UNITED STATES DISTRICT COURT NORTHERN DISTRICT OF CALIFORNIA
Apr 24, 2015
Case No. 14-cv-04235-JCS (N.D. Cal. Apr. 24, 2015)

Summary

concluding that a call regarding a marketing survey did not encourage the plaintiff to purchase a product or service and was therefore not a telephone solicitation

Summary of this case from Dukes v. Directv LLC

Opinion

Case No. 14-cv-04235-JCS

04-24-2015

ALFREDO LEON OREA, Plaintiff, v. NIELSEN AUDIO, INC., Defendant.


ORDER GRANTING DEFENDANT'S MOTION TO DISMISS

Re: Dkt. No. 27

I. INTRODUCTION

Alfredo Leon Orea ("Plaintiff") filed a class action complaint against Nielsen Audio, Inc. ("Defendant") for calling him with requests to complete a TV and radio rating survey. Plaintiff claims that this call was a prohibited "telephone solicitation" under the Telephone Consumer Protection Act ("TCPA").
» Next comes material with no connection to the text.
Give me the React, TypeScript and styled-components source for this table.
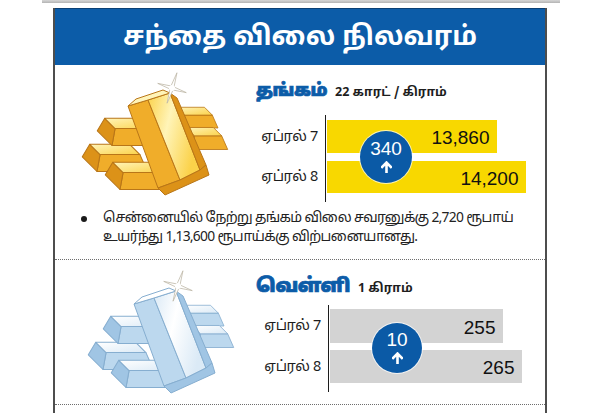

Defendant has moved to dismiss the case under Fed. R. Civ. P. 12(b)(6). The Court held a hearing on Defendant's Motion to Dismiss ("Motion") on April 24, 2015. For the reasons stated below, the Motion is GRANTED.

II. BACKGROUND

A. Facts Alleged

Plaintiff alleges that Defendant is in the business of "surveying consumers in order to supply companies with data on what consumers watch and buy." FAC. at 4. According to Plaintiff, between April 12 and April 16, 2014, he received multiple phone calls on his residential phone from Defendant, asking him to participate in a "TV and radio rating survey." Id. at 4. On April 12 and April 15, Defendant allegedly left "scripted messages" on Plaintiff's voicemail, "instructing Plaintiff to return the call and partake in Defendant's survey." Id. Plaintiff asserts that he is registered on the "'do not call' list" and that he did not provide Defendant his residential number, enter into a business relationship with Defendant, or give Defendant permission to call him. Id. The FAC also alleges that Defendant placed the calls using an "automatic telephone dialing system" and for "marketing purposes" rather than any emergency purpose. Id.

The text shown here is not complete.